** START PROVIDED DATA **
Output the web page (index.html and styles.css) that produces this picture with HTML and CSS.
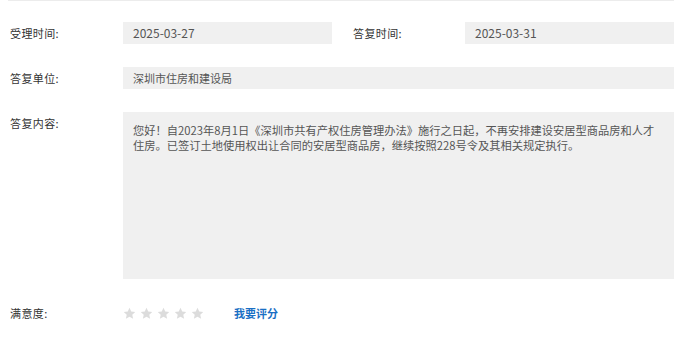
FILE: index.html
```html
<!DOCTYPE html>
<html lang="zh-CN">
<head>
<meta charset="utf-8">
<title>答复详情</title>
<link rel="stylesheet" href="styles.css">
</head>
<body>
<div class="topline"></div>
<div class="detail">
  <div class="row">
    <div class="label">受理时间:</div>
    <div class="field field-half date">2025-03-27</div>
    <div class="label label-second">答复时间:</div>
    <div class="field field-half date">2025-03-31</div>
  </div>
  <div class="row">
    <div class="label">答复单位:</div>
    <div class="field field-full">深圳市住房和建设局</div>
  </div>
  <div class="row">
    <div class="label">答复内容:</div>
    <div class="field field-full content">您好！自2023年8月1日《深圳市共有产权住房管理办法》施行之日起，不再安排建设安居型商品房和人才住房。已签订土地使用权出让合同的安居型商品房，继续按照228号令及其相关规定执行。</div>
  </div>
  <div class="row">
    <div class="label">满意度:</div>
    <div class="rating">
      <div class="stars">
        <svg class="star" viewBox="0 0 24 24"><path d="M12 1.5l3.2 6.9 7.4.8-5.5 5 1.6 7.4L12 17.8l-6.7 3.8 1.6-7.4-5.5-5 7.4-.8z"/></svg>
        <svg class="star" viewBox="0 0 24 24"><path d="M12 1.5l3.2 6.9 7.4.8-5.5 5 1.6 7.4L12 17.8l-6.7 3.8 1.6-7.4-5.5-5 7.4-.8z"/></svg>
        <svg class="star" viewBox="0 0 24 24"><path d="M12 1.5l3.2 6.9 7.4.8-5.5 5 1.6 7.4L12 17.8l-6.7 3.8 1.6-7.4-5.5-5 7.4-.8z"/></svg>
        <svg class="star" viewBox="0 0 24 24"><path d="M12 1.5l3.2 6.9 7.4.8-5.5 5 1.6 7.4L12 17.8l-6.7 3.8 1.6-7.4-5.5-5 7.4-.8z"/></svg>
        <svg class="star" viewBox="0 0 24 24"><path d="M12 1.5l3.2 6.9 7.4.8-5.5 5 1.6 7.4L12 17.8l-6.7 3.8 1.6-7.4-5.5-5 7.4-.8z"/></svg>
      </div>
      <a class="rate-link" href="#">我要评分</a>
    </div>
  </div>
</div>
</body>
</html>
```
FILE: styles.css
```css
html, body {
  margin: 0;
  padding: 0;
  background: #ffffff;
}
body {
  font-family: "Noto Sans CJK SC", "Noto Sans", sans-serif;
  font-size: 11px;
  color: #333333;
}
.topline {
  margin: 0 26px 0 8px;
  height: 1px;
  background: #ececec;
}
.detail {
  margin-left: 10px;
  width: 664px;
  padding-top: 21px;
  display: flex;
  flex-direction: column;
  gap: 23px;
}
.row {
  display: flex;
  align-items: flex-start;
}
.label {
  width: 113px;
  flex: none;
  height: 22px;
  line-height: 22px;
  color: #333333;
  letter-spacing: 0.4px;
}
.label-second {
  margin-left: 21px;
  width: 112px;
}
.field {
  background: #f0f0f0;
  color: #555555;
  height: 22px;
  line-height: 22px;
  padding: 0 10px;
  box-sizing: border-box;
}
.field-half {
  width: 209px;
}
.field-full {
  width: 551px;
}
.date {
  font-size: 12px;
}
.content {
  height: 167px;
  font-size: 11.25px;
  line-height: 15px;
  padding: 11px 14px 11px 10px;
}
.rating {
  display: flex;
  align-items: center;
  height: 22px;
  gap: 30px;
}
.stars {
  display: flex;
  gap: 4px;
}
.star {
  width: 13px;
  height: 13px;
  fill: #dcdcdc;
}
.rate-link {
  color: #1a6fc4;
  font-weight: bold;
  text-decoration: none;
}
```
** END PROVIDED DATA **
WHAT IS NEEDED >>
Reproduce the material above verbatim; omit every picture.

COMPLETED EXERCISE >>
Output the web page (index.html and styles.css) that produces this picture with HTML and CSS.
FILE: index.html
```html
<!DOCTYPE html>
<html lang="zh-CN">
<head>
<meta charset="utf-8">
<title>答复详情</title>
<link rel="stylesheet" href="styles.css">
</head>
<body>
<div class="topline"></div>
<div class="detail">
  <div class="row">
    <div class="label">受理时间:</div>
    <div class="field field-half date">2025-03-27</div>
    <div class="label label-second">答复时间:</div>
    <div class="field field-half date">2025-03-31</div>
  </div>
  <div class="row">
    <div class="label">答复单位:</div>
    <div class="field field-full">深圳市住房和建设局</div>
  </div>
  <div class="row">
    <div class="label">答复内容:</div>
    <div class="field field-full content">您好！自2023年8月1日《深圳市共有产权住房管理办法》施行之日起，不再安排建设安居型商品房和人才住房。已签订土地使用权出让合同的安居型商品房，继续按照228号令及其相关规定执行。</div>
  </div>
  <div class="row">
    <div class="label">满意度:</div>
    <div class="rating">
      <div class="stars">
        <svg class="star" viewBox="0 0 24 24"><path d="M12 1.5l3.2 6.9 7.4.8-5.5 5 1.6 7.4L12 17.8l-6.7 3.8 1.6-7.4-5.5-5 7.4-.8z"/></svg>
        <svg class="star" viewBox="0 0 24 24"><path d="M12 1.5l3.2 6.9 7.4.8-5.5 5 1.6 7.4L12 17.8l-6.7 3.8 1.6-7.4-5.5-5 7.4-.8z"/></svg>
        <svg class="star" viewBox="0 0 24 24"><path d="M12 1.5l3.2 6.9 7.4.8-5.5 5 1.6 7.4L12 17.8l-6.7 3.8 1.6-7.4-5.5-5 7.4-.8z"/></svg>
        <svg class="star" viewBox="0 0 24 24"><path d="M12 1.5l3.2 6.9 7.4.8-5.5 5 1.6 7.4L12 17.8l-6.7 3.8 1.6-7.4-5.5-5 7.4-.8z"/></svg>
        <svg class="star" viewBox="0 0 24 24"><path d="M12 1.5l3.2 6.9 7.4.8-5.5 5 1.6 7.4L12 17.8l-6.7 3.8 1.6-7.4-5.5-5 7.4-.8z"/></svg>
      </div>
      <a class="rate-link" href="#">我要评分</a>
    </div>
  </div>
</div>
</body>
</html>
```
FILE: styles.css
```css
html, body {
  margin: 0;
  padding: 0;
  background: #ffffff;
}
body {
  font-family: "Noto Sans CJK SC", "Noto Sans", sans-serif;
  font-size: 11px;
  color: #333333;
}
.topline {
  margin: 0 26px 0 8px;
  height: 1px;
  background: #ececec;
}
.detail {
  margin-left: 10px;
  width: 664px;
  padding-top: 21px;
  display: flex;
  flex-direction: column;
  gap: 23px;
}
.row {
  display: flex;
  align-items: flex-start;
}
.label {
  width: 113px;
  flex: none;
  height: 22px;
  line-height: 22px;
  color: #333333;
  letter-spacing: 0.4px;
}
.label-second {
  margin-left: 21px;
  width: 112px;
}
.field {
  background: #f0f0f0;
  color: #555555;
  height: 22px;
  line-height: 22px;
  padding: 0 10px;
  box-sizing: border-box;
}
.field-half {
  width: 209px;
}
.field-full {
  width: 551px;
}
.date {
  font-size: 12px;
}
.content {
  height: 167px;
  font-size: 11.25px;
  line-height: 15px;
  padding: 11px 14px 11px 10px;
}
.rating {
  display: flex;
  align-items: center;
  height: 22px;
  gap: 30px;
}
.stars {
  display: flex;
  gap: 4px;
}
.star {
  width: 13px;
  height: 13px;
  fill: #dcdcdc;
}
.rate-link {
  color: #1a6fc4;
  font-weight: bold;
  text-decoration: none;
}
```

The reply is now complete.